** Material **

————————

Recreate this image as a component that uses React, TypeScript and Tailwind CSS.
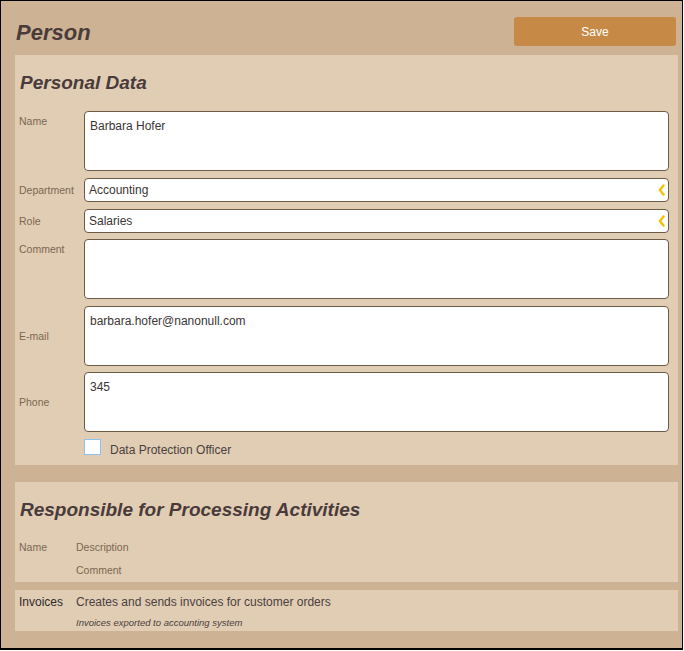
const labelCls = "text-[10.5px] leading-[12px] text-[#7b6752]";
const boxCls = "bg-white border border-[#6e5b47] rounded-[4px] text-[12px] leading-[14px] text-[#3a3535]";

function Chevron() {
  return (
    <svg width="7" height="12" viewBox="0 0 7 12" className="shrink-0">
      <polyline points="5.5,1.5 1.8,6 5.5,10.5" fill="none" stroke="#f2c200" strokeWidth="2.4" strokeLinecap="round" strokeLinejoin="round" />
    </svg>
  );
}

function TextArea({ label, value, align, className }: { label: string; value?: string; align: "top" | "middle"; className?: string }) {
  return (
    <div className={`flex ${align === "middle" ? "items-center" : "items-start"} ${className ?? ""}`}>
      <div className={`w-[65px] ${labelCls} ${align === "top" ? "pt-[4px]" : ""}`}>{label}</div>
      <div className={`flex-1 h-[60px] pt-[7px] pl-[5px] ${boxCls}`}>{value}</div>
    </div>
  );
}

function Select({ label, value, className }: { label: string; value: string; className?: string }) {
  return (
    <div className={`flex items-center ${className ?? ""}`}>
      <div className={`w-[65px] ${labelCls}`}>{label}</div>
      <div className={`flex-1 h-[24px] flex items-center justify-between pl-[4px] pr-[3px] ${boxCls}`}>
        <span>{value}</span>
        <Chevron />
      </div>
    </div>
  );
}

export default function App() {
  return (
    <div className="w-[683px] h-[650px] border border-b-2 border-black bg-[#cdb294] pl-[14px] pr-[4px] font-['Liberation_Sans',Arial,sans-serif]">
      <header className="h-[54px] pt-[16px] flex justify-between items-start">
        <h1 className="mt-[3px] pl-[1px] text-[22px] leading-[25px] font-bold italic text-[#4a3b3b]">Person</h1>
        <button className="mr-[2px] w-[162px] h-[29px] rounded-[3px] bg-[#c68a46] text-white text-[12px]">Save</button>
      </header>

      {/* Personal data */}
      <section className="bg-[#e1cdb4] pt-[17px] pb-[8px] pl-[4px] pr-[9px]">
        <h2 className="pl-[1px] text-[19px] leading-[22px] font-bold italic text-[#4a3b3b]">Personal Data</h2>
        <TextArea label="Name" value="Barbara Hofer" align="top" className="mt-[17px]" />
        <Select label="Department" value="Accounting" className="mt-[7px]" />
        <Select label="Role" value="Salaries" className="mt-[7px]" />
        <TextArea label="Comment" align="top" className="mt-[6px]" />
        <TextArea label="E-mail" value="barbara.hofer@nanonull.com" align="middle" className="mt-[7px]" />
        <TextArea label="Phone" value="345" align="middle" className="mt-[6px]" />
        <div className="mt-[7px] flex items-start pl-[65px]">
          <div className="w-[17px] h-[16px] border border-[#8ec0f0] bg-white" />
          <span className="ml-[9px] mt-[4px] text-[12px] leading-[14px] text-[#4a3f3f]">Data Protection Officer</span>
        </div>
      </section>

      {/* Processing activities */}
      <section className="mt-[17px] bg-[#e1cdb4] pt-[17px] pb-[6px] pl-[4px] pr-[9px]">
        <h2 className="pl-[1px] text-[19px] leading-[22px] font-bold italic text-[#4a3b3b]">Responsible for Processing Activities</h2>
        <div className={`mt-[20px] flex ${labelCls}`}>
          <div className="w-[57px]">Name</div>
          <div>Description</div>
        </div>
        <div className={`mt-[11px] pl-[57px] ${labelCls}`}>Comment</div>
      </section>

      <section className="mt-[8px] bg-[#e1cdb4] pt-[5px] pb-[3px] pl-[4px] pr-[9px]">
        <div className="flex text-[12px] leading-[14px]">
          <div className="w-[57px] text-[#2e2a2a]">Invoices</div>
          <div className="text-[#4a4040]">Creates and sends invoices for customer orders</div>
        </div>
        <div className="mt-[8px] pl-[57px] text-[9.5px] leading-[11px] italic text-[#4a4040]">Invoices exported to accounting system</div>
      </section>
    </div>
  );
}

————————

** What you are asked to do **
Transcribe the full listing above exactly, with the images removed.

** Correct response **
Recreate this image as a component that uses React, TypeScript and Tailwind CSS.
const labelCls = "text-[10.5px] leading-[12px] text-[#7b6752]";
const boxCls = "bg-white border border-[#6e5b47] rounded-[4px] text-[12px] leading-[14px] text-[#3a3535]";

function Chevron() {
  return (
    <svg width="7" height="12" viewBox="0 0 7 12" className="shrink-0">
      <polyline points="5.5,1.5 1.8,6 5.5,10.5" fill="none" stroke="#f2c200" strokeWidth="2.4" strokeLinecap="round" strokeLinejoin="round" />
    </svg>
  );
}

function TextArea({ label, value, align, className }: { label: string; value?: string; align: "top" | "middle"; className?: string }) {
  return (
    <div className={`flex ${align === "middle" ? "items-center" : "items-start"} ${className ?? ""}`}>
      <div className={`w-[65px] ${labelCls} ${align === "top" ? "pt-[4px]" : ""}`}>{label}</div>
      <div className={`flex-1 h-[60px] pt-[7px] pl-[5px] ${boxCls}`}>{value}</div>
    </div>
  );
}

function Select({ label, value, className }: { label: string; value: string; className?: string }) {
  return (
    <div className={`flex items-center ${className ?? ""}`}>
      <div className={`w-[65px] ${labelCls}`}>{label}</div>
      <div className={`flex-1 h-[24px] flex items-center justify-between pl-[4px] pr-[3px] ${boxCls}`}>
        <span>{value}</span>
        <Chevron />
      </div>
    </div>
  );
}

export default function App() {
  return (
    <div className="w-[683px] h-[650px] border border-b-2 border-black bg-[#cdb294] pl-[14px] pr-[4px] font-['Liberation_Sans',Arial,sans-serif]">
      <header className="h-[54px] pt-[16px] flex justify-between items-start">
        <h1 className="mt-[3px] pl-[1px] text-[22px] leading-[25px] font-bold italic text-[#4a3b3b]">Person</h1>
        <button className="mr-[2px] w-[162px] h-[29px] rounded-[3px] bg-[#c68a46] text-white text-[12px]">Save</button>
      </header>

      {/* Personal data */}
      <section className="bg-[#e1cdb4] pt-[17px] pb-[8px] pl-[4px] pr-[9px]">
        <h2 className="pl-[1px] text-[19px] leading-[22px] font-bold italic text-[#4a3b3b]">Personal Data</h2>
        <TextArea label="Name" value="Barbara Hofer" align="top" className="mt-[17px]" />
        <Select label="Department" value="Accounting" className="mt-[7px]" />
        <Select label="Role" value="Salaries" className="mt-[7px]" />
        <TextArea label="Comment" align="top" className="mt-[6px]" />
        <TextArea label="E-mail" value="barbara.hofer@nanonull.com" align="middle" className="mt-[7px]" />
        <TextArea label="Phone" value="345" align="middle" className="mt-[6px]" />
        <div className="mt-[7px] flex items-start pl-[65px]">
          <div className="w-[17px] h-[16px] border border-[#8ec0f0] bg-white" />
          <span className="ml-[9px] mt-[4px] text-[12px] leading-[14px] text-[#4a3f3f]">Data Protection Officer</span>
        </div>
      </section>

      {/* Processing activities */}
      <section className="mt-[17px] bg-[#e1cdb4] pt-[17px] pb-[6px] pl-[4px] pr-[9px]">
        <h2 className="pl-[1px] text-[19px] leading-[22px] font-bold italic text-[#4a3b3b]">Responsible for Processing Activities</h2>
        <div className={`mt-[20px] flex ${labelCls}`}>
          <div className="w-[57px]">Name</div>
          <div>Description</div>
        </div>
        <div className={`mt-[11px] pl-[57px] ${labelCls}`}>Comment</div>
      </section>

      <section className="mt-[8px] bg-[#e1cdb4] pt-[5px] pb-[3px] pl-[4px] pr-[9px]">
        <div className="flex text-[12px] leading-[14px]">
          <div className="w-[57px] text-[#2e2a2a]">Invoices</div>
          <div className="text-[#4a4040]">Creates and sends invoices for customer orders</div>
        </div>
        <div className="mt-[8px] pl-[57px] text-[9.5px] leading-[11px] italic text-[#4a4040]">Invoices exported to accounting system</div>
      </section>
    </div>
  );
}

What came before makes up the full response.